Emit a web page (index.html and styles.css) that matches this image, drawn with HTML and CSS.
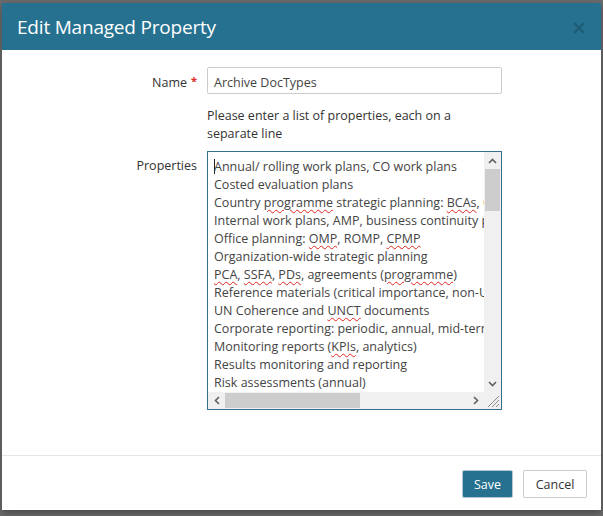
FILE: index.html
```html
<!DOCTYPE html>
<html>
<head>
<meta charset="utf-8">
<link rel="stylesheet" href="styles.css">
</head>
<body>
<div class="modal">
  <div class="modal-header">
    <h1 class="modal-title">Edit Managed Property</h1>
    <span class="close" aria-label="Close">
      <svg width="12" height="12" viewBox="0 0 12 12"><path d="M1 1 L11 11 M11 1 L1 11" stroke="currentColor" stroke-width="2" fill="none"/></svg>
    </span>
  </div>
  <div class="modal-body">
    <div class="form-grid">
      <label class="label label-name">Name<span class="req">*</span></label>
      <div class="input">Archive DocTypes</div>
      <div></div>
      <p class="help">Please enter a list of properties, each on a separate line</p>
      <label class="label label-props">Properties</label>
      <div class="textarea">
        <div class="ta-content">
<div class="line"><span class="caret"></span>Annual/ rolling work plans, CO work plans</div>
<div class="line">Costed evaluation plans</div>
<div class="line">Country <span class="sp">programme</span> strategic planning: <span class="sp">BCAs</span>, CPDs</div>
<div class="line">Internal work plans, AMP, business continuity plans</div>
<div class="line">Office planning: <span class="sp">OMP</span>, ROMP, <span class="sp">CPMP</span></div>
<div class="line">Organization-wide strategic planning</div>
<div class="line"><span class="sp">PCA</span>, <span class="sp">SSFA</span>, <span class="sp">PDs</span>, agreements (<span class="sp">programme</span>)</div>
<div class="line">Reference materials (critical importance, non-UN)</div>
<div class="line">UN Coherence and <span class="sp">UNCT</span> documents</div>
<div class="line">Corporate reporting: periodic, annual, mid-term</div>
<div class="line">Monitoring reports (<span class="sp">KPIs</span>, analytics)</div>
<div class="line">Results monitoring and reporting</div>
<div class="line">Risk assessments (annual)</div>
        </div>
        <div class="vscroll">
          <span class="arrow"><svg width="9" height="6" viewBox="0 0 9 6"><path d="M1 5 L4.5 1.5 L8 5" stroke="#606060" stroke-width="1.6" fill="none"/></svg></span>
          <div class="vtrack"><div class="vthumb"></div></div>
          <span class="arrow"><svg width="9" height="6" viewBox="0 0 9 6"><path d="M1 1 L4.5 4.5 L8 1" stroke="#606060" stroke-width="1.6" fill="none"/></svg></span>
        </div>
        <div class="hscroll">
          <span class="arrow"><svg width="6" height="9" viewBox="0 0 6 9"><path d="M5 1 L1.5 4.5 L5 8" stroke="#606060" stroke-width="1.6" fill="none"/></svg></span>
          <div class="htrack"><div class="hthumb"></div></div>
          <span class="arrow"><svg width="6" height="9" viewBox="0 0 6 9"><path d="M1 1 L4.5 4.5 L1 8" stroke="#606060" stroke-width="1.6" fill="none"/></svg></span>
        </div>
        <div class="grip">
          <svg width="17" height="17" viewBox="0 0 17 17"><path d="M15 4 L4 15 M15 8 L8 15 M15 12 L12 15" stroke="#8a8a8a" stroke-width="1" fill="none"/></svg>
        </div>
      </div>
    </div>
  </div>
  <div class="modal-footer">
    <button class="btn btn-primary">Save</button>
    <button class="btn btn-default">Cancel</button>
  </div>
</div>
</body>
</html>
```

FILE: styles.css
```css
html, body {
  margin: 0;
  padding: 0;
  background: #6c6c6c;
  font-family: "Open Sans", "Noto Sans", sans-serif;
}
body {
  width: 603px;
  height: 516px;
  overflow: hidden;
}
.modal {
  margin: 3px 2px 0 2px;
  width: 599px;
  height: 507px;
  background: #fff;
  display: flex;
  flex-direction: column;
  box-shadow: 0 3px 8px rgba(0,0,0,0.35);
}
.modal-header {
  height: 47px;
  background: #26718f;
  display: flex;
  align-items: center;
  justify-content: space-between;
  padding: 0 16px 0 15px;
  box-sizing: border-box;
}
.modal-title {
  margin: 0;
  font-weight: 400;
  font-size: 19px;
  color: #fff;
  letter-spacing: -0.2px;
}
.close {
  color: #1f5a72;
  opacity: 0.9;
  display: flex;
  margin-top: 2px;
}
.modal-body {
  flex: 1;
  padding-top: 17px;
}
.form-grid {
  display: grid;
  grid-template-columns: 195px 295px;
  column-gap: 10px;
  color: #333;
  font-size: 12.5px;
}
.label {
  text-align: right;
  line-height: 18px;
}
.label-name {
  padding-top: 7px;
}
.req {
  color: #e0281d;
  margin-left: 4px;
  font-size: 11px;
  font-weight: 700;
  position: relative;
  top: -2px;
}
.label-props {
  padding-top: 6px;
}
.input {
  height: 27px;
  box-sizing: border-box;
  border: 1px solid #cccccc;
  border-radius: 2px;
  padding: 0 6px;
  line-height: 29px;
  color: #444;
}
.help {
  margin: 13px 0 8px 0;
  line-height: 18px;
  color: #333;
}
.textarea {
  height: 259px;
  box-sizing: border-box;
  border: 1px solid #33708f;
  display: grid;
  grid-template-columns: 276px 17px;
  grid-template-rows: 240px 17px;
  background: #fff;
}
.ta-content {
  overflow: hidden;
  padding: 6px 0 0 6px;
  color: #444;
}
.line {
  white-space: pre;
  line-height: 18px;
  height: 18px;
}
.caret {
  display: inline-block;
  width: 1px;
  height: 15px;
  background: #222;
  vertical-align: -3px;
  margin-right: -1px;
}
.sp {
  text-decoration: underline wavy #e0281d;
  text-decoration-thickness: 1px;
  text-underline-offset: 2px;
}
.vscroll {
  background: #f0f0f0;
  display: flex;
  flex-direction: column;
}
.vscroll .arrow {
  height: 17px;
  display: flex;
  align-items: center;
  justify-content: center;
}
.vtrack {
  flex: 1;
  padding: 0 1px;
}
.vthumb {
  height: 42px;
  background: #cdcdcd;
}
.hscroll {
  background: #f0f0f0;
  display: flex;
}
.hscroll .arrow {
  width: 17px;
  display: flex;
  align-items: center;
  justify-content: center;
}
.htrack {
  flex: 1;
  padding: 1px 0;
}
.hthumb {
  width: 135px;
  height: 100%;
  background: #cdcdcd;
}
.grip {
  background: #f0f0f0;
  display: flex;
}
.modal-footer {
  border-top: 1px solid #e5e5e5;
  height: 55px;
  display: flex;
  justify-content: flex-end;
  align-items: flex-start;
  padding: 14px 14px 0 0;
  gap: 10px;
  box-sizing: border-box;
}
.btn {
  font-family: "Open Sans", "Noto Sans", sans-serif;
  font-size: 12.5px;
  height: 28px;
  border-radius: 2px;
  padding: 0 10px;
  cursor: pointer;
}
.btn-primary {
  background: #26718f;
  color: #fff;
  border: 1px solid #b4c6ce;
  width: 51px;
}
.btn-default {
  background: #fff;
  color: #333;
  border: 1px solid #cccccc;
  width: 64px;
}
```
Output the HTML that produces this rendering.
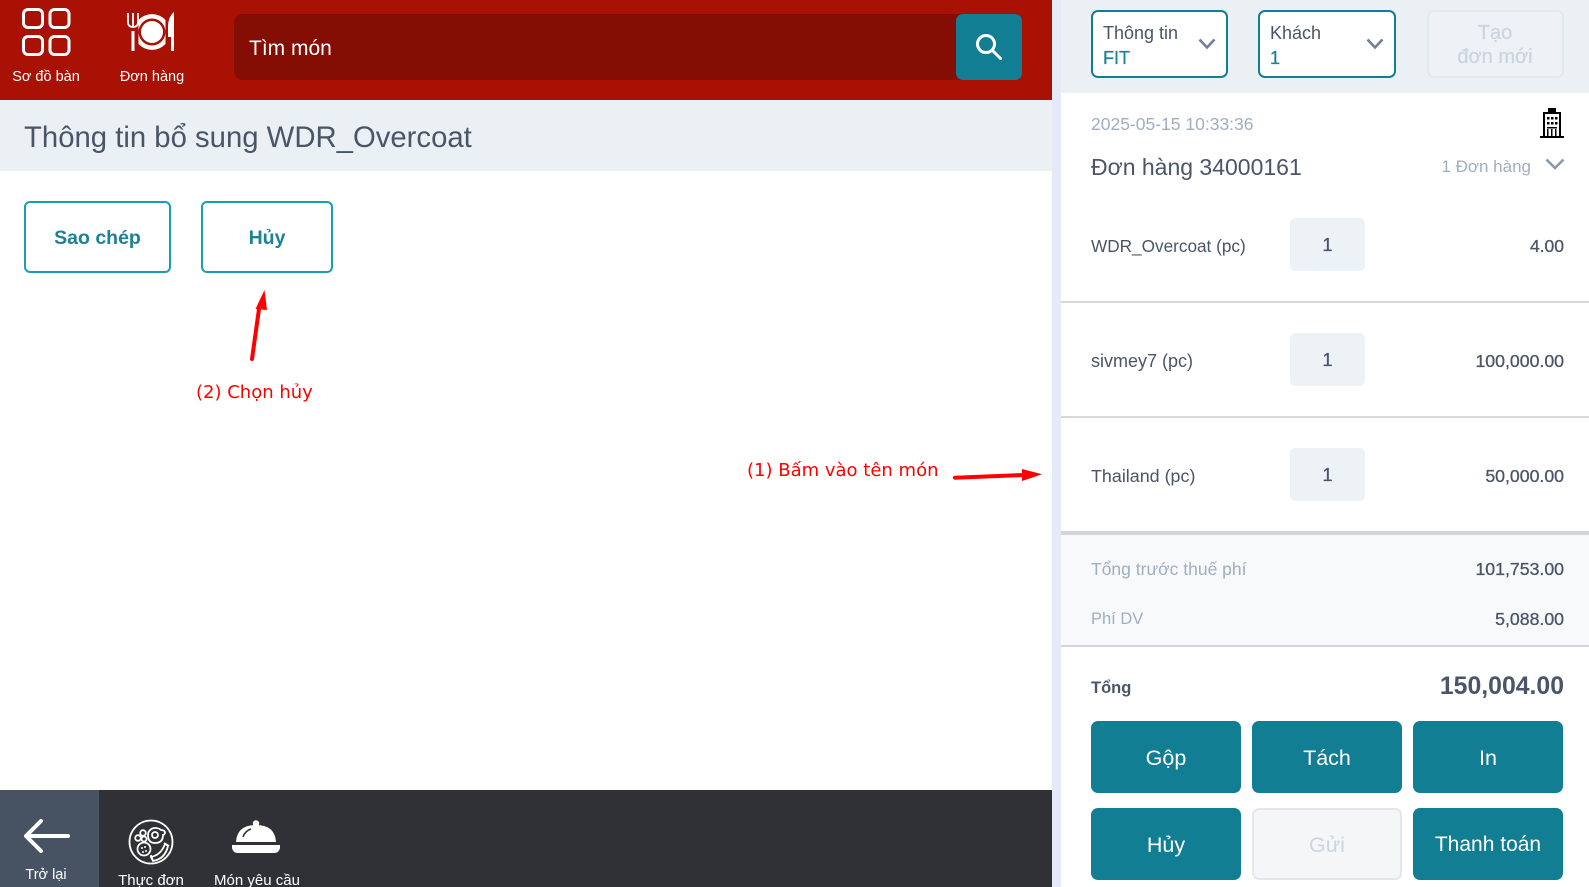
<!DOCTYPE html>
<html lang="vi"><head><meta charset="utf-8"><title>POS</title>
<style>
html,body{margin:0;padding:0;width:1589px;height:887px;overflow:hidden;background:#fff}
body{position:relative;font-family:"Liberation Sans","Noto Sans CJK SC",sans-serif;color:#4a5568}
.a{position:absolute;box-sizing:border-box}
.t{position:absolute;white-space:nowrap;line-height:30px;height:30px}
.c{text-align:center;transform:translateX(-50%)}
.r{transform:translateX(-100%)}
.m{-webkit-text-stroke:.3px currentColor}
.btn{position:absolute;box-sizing:border-box;display:flex;align-items:center;justify-content:center;border-radius:7px;background:#127e93;color:#fff;font-size:21.5px;padding-top:2px}
.out{background:#fff;border:2px solid #1a9eb8;color:#1b8297;font-weight:bold;font-size:19.5px;border-radius:6px;padding-top:3px}
.dd{position:absolute;box-sizing:border-box;background:#fff;border:2px solid #127e93;border-radius:7px}
.box{position:absolute;left:1290px;width:75px;height:53px;background:#edf2f7;border-radius:5px;display:flex;align-items:center;justify-content:center;font-size:18px;padding-top:2px;box-sizing:border-box;-webkit-text-stroke:.3px currentColor}
.red{color:#f00;font-family:"DejaVu Sans",sans-serif;font-size:18px}
svg{position:absolute;overflow:visible}
</style></head><body>
<div class="a" style="left:0;top:0;width:1052px;height:100px;background:#a81104"></div>
<div class="a" style="left:0;top:100px;width:1052px;height:71px;background:#ebf0f4"></div>
<div class="a" style="left:1052px;top:0;width:9px;height:887px;background:#e6eaf7"></div>
<div class="a" style="left:1061px;top:0;width:528px;height:93px;background:#ebf0f4"></div>
<div class="a" style="left:0;top:790px;width:1052px;height:97px;background:#303136"></div>
<div class="a" style="left:0;top:790px;width:99px;height:97px;background:#475362"></div>

<svg style="left:0;top:0" width="100" height="60" fill="none" stroke="#fff" stroke-width="3">
<rect x="23.500" y="9.500" width="19" height="18" rx="4.500"/><rect x="50" y="9.500" width="19" height="18" rx="4.500"/>
<rect x="23.500" y="36.500" width="19" height="18" rx="4.500"/><rect x="50" y="36.500" width="19" height="18" rx="4.500"/></svg>
<div class="t c" style="left:46px;top:62px;color:#fff;font-size:14.500px">Sơ đồ bàn</div>

<svg style="left:120px;top:5px" width="60" height="55">
<path d="M8 8v9q0 5 5 5t5-5V8" fill="none" stroke="#fff" stroke-width="1.800"/>
<path d="M13 8v14" stroke="#fff" stroke-width="1.800"/>
<rect x="11.500" y="26" width="3" height="20" fill="#fff"/>
<path d="M18.500 15A18.500 18.500 0 0 1 45.500 15V39A18.500 18.500 0 0 1 18.500 39Z" fill="#fff"/>
<circle cx="32" cy="27" r="13.500" fill="#a81104"/><circle cx="32" cy="27" r="11" fill="#fff"/>
<path d="M54 7Q48 12 48 22V32H51V46H54Z" fill="#fff"/>
</svg>
<div class="t c" style="left:152px;top:62px;color:#fff;font-size:14.500px">Đơn hàng</div>

<div class="a" style="left:234px;top:14px;width:780px;height:66px;background:#840d04;border-radius:9px"></div>
<div class="t" style="left:249px;top:34px;color:#fff;font-size:21px">Tìm món</div>
<div class="a" style="left:956px;top:14px;width:66px;height:66px;background:#127e93;border-radius:7px"></div>
<svg style="left:975px;top:33px" width="28" height="28" fill="none" stroke="#fff" stroke-width="3"><circle cx="11" cy="11" r="8.500"/><path d="M17 17l8.500 8.500" stroke-linecap="round"/></svg>

<div class="t" style="left:24px;top:123px;font-size:29.300px;line-height:30px">Thông tin bổ sung WDR_Overcoat</div>
<div class="btn out" style="left:24px;top:201px;width:147px;height:72px">Sao chép</div>
<div class="btn out" style="left:201px;top:201px;width:132px;height:72px">Hủy</div>

<svg style="left:0;top:0" width="1100" height="500">
<path d="M252 359L259 309" stroke="#f00" stroke-width="4" stroke-linecap="round"/><path d="M264.500 290L255.500 309 267 310Z" fill="#f00"/>
<path d="M955 477.700L1024 475" stroke="#f00" stroke-width="4" stroke-linecap="round"/><path d="M1042 474.300L1022 469V481Z" fill="#f00"/>
</svg>
<div class="t red" style="left:196px;top:378px">(2) Chọn hủy</div>
<div class="t red" style="left:747px;top:456px">(1) Bấm vào tên món</div>

<svg style="left:24px;top:818px" width="48" height="36" fill="none" stroke="#fff" stroke-width="4" stroke-linecap="round" stroke-linejoin="round"><path d="M44 18H3M17 3L2 18l15 15"/></svg>
<div class="t c" style="left:46px;top:860px;color:#fff;font-size:14.500px">Trở lại</div>
<svg style="left:128px;top:819px" width="46" height="46" fill="none" stroke="#fff" stroke-width="1.800">
<circle cx="23" cy="23" r="21.500"/>
<path d="M20 16a7 7 0 0 1 7-7q4 0 6 2 4 0 4 3-1 2-2 2 0 8-8 8-7 0-7-8z"/><circle cx="27" cy="16" r="3"/>
<circle cx="16" cy="30" r="6.500"/><circle cx="14" cy="29" r="1" fill="#fff" stroke="none"/><circle cx="17" cy="28" r="1" fill="#fff" stroke="none"/><circle cx="18" cy="32" r="1" fill="#fff" stroke="none"/><circle cx="15" cy="33" r="1" fill="#fff" stroke="none"/>
<circle cx="15" cy="14" r="2.800"/><circle cx="10" cy="19" r="2.800"/><circle cx="16" cy="20" r="2.500"/>
<path d="M23 38q10-2 14-13l3 2q-3 13-15 15zM23 36l2 6M36 24l5 3"/></svg>
<div class="t c" style="left:151px;top:866px;color:#fff;font-size:15px">Thực đơn</div>
<svg style="left:232px;top:820px" width="48" height="34" fill="#fff">
<circle cx="24" cy="3.500" r="3.200"/><path d="M4 22Q5 5 24 5T44 22Z"/><path d="M0 25H48V28Q47 33 42 33H6Q1 33 0 28Z"/>
<path d="M11 17Q13 11 19 9" fill="none" stroke="#303136" stroke-width="1.500"/></svg>
<div class="t c" style="left:257px;top:866px;color:#fff;font-size:15px">Món yêu cầu</div>

<div class="dd" style="left:1091px;top:10px;width:137px;height:68px"></div>
<div class="t" style="left:1103px;top:18px;font-size:18px">Thông tin</div>
<div class="t m" style="left:1103px;top:43px;font-size:18px;color:#1b8297">FIT</div>
<svg style="left:1198px;top:38px" width="18" height="12" fill="none" stroke="#718096" stroke-width="2.600"><path d="M1.500 1.500L9 9.500 16.500 1.500"/></svg>
<div class="dd" style="left:1258px;top:10px;width:138px;height:68px"></div>
<div class="t" style="left:1270px;top:18px;font-size:18px">Khách</div>
<div class="t m" style="left:1270px;top:43px;font-size:18px;color:#1b8297">1</div>
<svg style="left:1366px;top:38px" width="18" height="12" fill="none" stroke="#718096" stroke-width="2.600"><path d="M1.500 1.500L9 9.500 16.500 1.500"/></svg>
<div class="a" style="left:1427px;top:10px;width:137px;height:68px;background:#eef2f6;border:2px solid #e4e9ef;border-radius:7px"></div>
<div class="t c m" style="left:1495px;top:18px;font-size:20px;color:#cbd5e0;text-align:center">Tạo</div>
<div class="t c m" style="left:1495px;top:42px;font-size:20px;color:#cbd5e0;text-align:center">đơn mới</div>

<div class="t" style="left:1091px;top:109px;font-size:17.500px;color:#a0aec0">2025-05-15 10:33:36</div>
<svg style="left:1540px;top:108px" width="24" height="31" fill="#000">
<rect x="8" y="0" width="8" height="4"/><path d="M3 4H21V28H3ZM5 6V28H19V6Z" fill-rule="evenodd"/>
<rect x="7" y="9" width="2.500" height="2.500"/><rect x="11" y="9" width="2.500" height="2.500"/><rect x="15" y="9" width="2.500" height="2.500"/>
<rect x="7" y="14" width="2.500" height="2.500"/><rect x="11" y="14" width="2.500" height="2.500"/><rect x="15" y="14" width="2.500" height="2.500"/>
<rect x="7" y="19" width="10" height="1.500"/><rect x="7" y="21" width="1.500" height="7"/><rect x="11" y="21" width="1.500" height="7"/><rect x="15" y="21" width="1.500" height="7"/>
<rect x="0" y="28" width="24" height="2"/></svg>
<div class="t" style="left:1091px;top:152px;font-size:23px">Đơn hàng 34000161</div>
<div class="t r" style="left:1531px;top:152px;font-size:17px;color:#a0aec0">1 Đơn hàng</div>
<svg style="left:1545px;top:158px" width="20" height="12" fill="none" stroke="#8a99ad" stroke-width="2.600"><path d="M1.500 1.500L10 10 18.500 1.500"/></svg>

<div class="t" style="left:1091px;top:231px;font-size:17.200px">WDR_Overcoat (pc)</div>
<div class="box" style="top:218px">1</div>
<div class="t r m" style="left:1564px;top:231px;font-size:17.500px">4.00</div>
<div class="a" style="left:1061px;top:301px;width:528px;height:2px;background:#d5d8dc"></div>

<div class="t" style="left:1091px;top:346px;font-size:18px">sivmey7 (pc)</div>
<div class="box" style="top:333px">1</div>
<div class="t r m" style="left:1564px;top:346px;font-size:17.700px">100,000.00</div>
<div class="a" style="left:1061px;top:416px;width:528px;height:2px;background:#d5d8dc"></div>

<div class="t" style="left:1091px;top:461px;font-size:17.900px">Thailand (pc)</div>
<div class="box" style="top:448px">1</div>
<div class="t r m" style="left:1564px;top:461px;font-size:17.700px">50,000.00</div>

<div class="a" style="left:1061px;top:531px;width:528px;height:116px;background:#f7f9fb;border-top:4px solid #d3d5d8;border-bottom:2px solid #d3d5d8"></div>
<div class="t" style="left:1091px;top:554px;font-size:17.500px;color:#a0aec0">Tổng trước thuế phí</div>
<div class="t r m" style="left:1564px;top:554px;font-size:17.700px">101,753.00</div>
<div class="t" style="left:1091px;top:604px;font-size:16.500px;color:#a0aec0">Phí DV</div>
<div class="t r m" style="left:1564px;top:604px;font-size:17.700px">5,088.00</div>
<div class="t" style="left:1091px;top:673px;font-size:16.500px;font-weight:bold">Tổng</div>
<div class="t r" style="left:1564px;top:672px;font-size:24.800px;font-weight:bold">150,004.00</div>

<div class="btn" style="left:1091px;top:721px;width:150px;height:72px">Gộp</div>
<div class="btn" style="left:1252px;top:721px;width:150px;height:72px">Tách</div>
<div class="btn" style="left:1413px;top:721px;width:150px;height:72px">In</div>
<div class="btn" style="left:1091px;top:808px;width:150px;height:72px">Hủy</div>
<div class="btn" style="left:1252px;top:808px;width:150px;height:72px;background:#f4f6f8;border:2px solid #e4e8ee;color:#cbd5e0">Gửi</div>
<div class="btn" style="left:1413px;top:808px;width:150px;height:72px;font-size:21px">Thanh toán</div>
</body></html>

• • • •

== Exercise ==
Return each line that includes "index".

== Worked answer ==
Emit a web page (index.html and styles.css) that matches this image, drawn with HTML and CSS.
FILE: index.html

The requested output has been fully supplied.